TASK INSTRUCTIONS:
The listing below begins with the first line you should copy; stop after the line containing "import React from 'react';", and drop every picture.

DATA LINES:
[START]
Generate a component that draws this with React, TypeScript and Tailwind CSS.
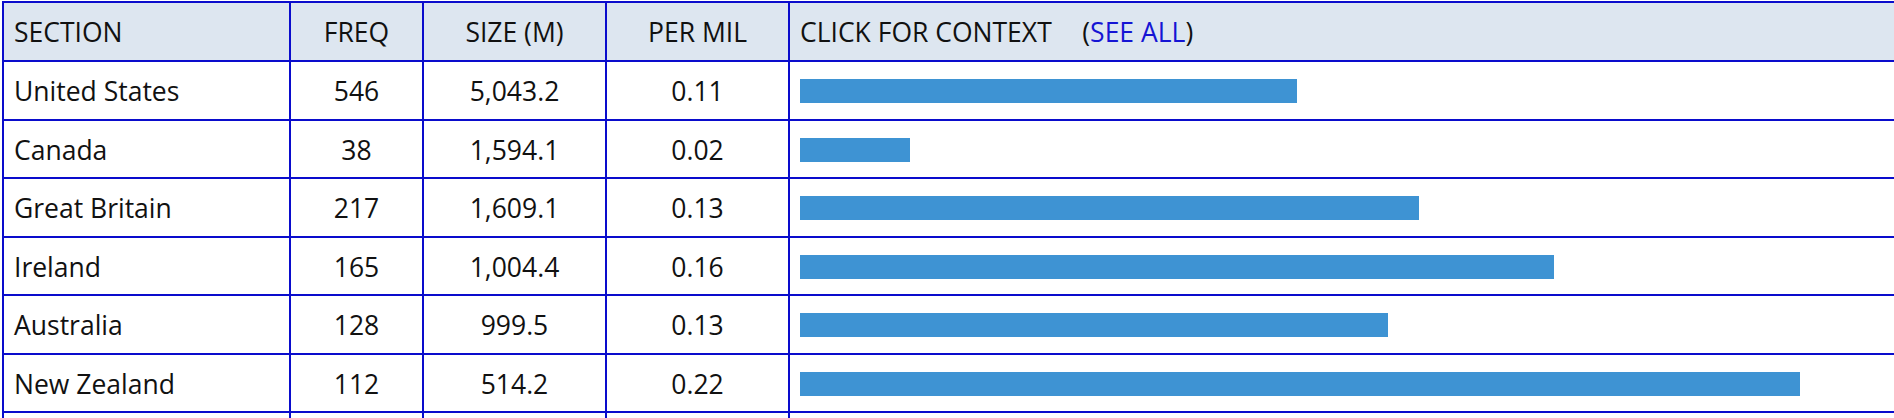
import React from 'react';

const rows = [
  { section: 'United States', freq: '546', size: '5,043.2', perMil: '0.11', bar: 497 },
  { section: 'Canada', freq: '38', size: '1,594.1', perMil: '0.02', bar: 110 },
  { section: 'Great Britain', freq: '217', size: '1,609.1', perMil: '0.13', bar: 619 },
  { section: 'Ireland', freq: '165', size: '1,004.4', perMil: '0.16', bar: 754 },
  { section: 'Australia', freq: '128', size: '999.5', perMil: '0.13', bar: 588 },
  { section: 'New Zealand', freq: '112', size: '514.2', perMil: '0.22', bar: 1000 },
];

const cell = 'border-2 border-[#0a0ccc] px-[10px] pt-[2px] pb-0 align-middle';

const App: React.FC = () => {
  return (
    <div className="w-[1894px] h-[418px] overflow-hidden bg-white">
      <table
        className="table-fixed border-collapse w-[1900px] ml-[2px] mt-[1px] text-[26.5px] leading-none text-[#111]"
        style={{ fontFamily: '"Open Sans", "Noto Sans", sans-serif' }}
      >
        <colgroup>
          <col className="w-[287px]" />
          <col className="w-[133px]" />
          <col className="w-[183px]" />
          <col className="w-[183px]" />
          <col />
        </colgroup>
        <thead>
          <tr className="h-[59px] bg-[#dde6f0]">
            <th className={`${cell} text-left font-normal`}>SECTION</th>
            <th className={`${cell} text-center font-normal`}>FREQ</th>
            <th className={`${cell} text-center font-normal`}>SIZE (M)</th>
            <th className={`${cell} text-center font-normal`}>PER MIL</th>
            <th className={`${cell} text-left font-normal whitespace-pre`}>
              CLICK FOR CONTEXT    <span className="ml-[3px]">(</span><a href="#" className="text-[#1515d4]">SEE ALL</a>)
            </th>
          </tr>
        </thead>
        <tbody>
          {rows.map((r) => (
            <tr key={r.section} className="h-[58.5px]">
              <td className={`${cell} text-left`}>{r.section}</td>
              <td className={`${cell} text-center`}>{r.freq}</td>
              <td className={`${cell} text-center`}>{r.size}</td>
              <td className={`${cell} text-center`}>{r.perMil}</td>
              <td className={`${cell} pt-0`}>
                <div className="h-6 bg-[#3e93d3]" style={{ width: r.bar }} />
              </td>
            </tr>
          ))}
          <tr className="h-[58.5px]">
            <td className={cell}>&nbsp;</td>
            <td className={cell}></td>
            <td className={cell}></td>
            <td className={cell}></td>
            <td className={cell}></td>
          </tr>
        </tbody>
      </table>
    </div>
  );
};

export default App;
[END]
FULL ANSWER:
Generate a component that draws this with React, TypeScript and Tailwind CSS.
import React from 'react';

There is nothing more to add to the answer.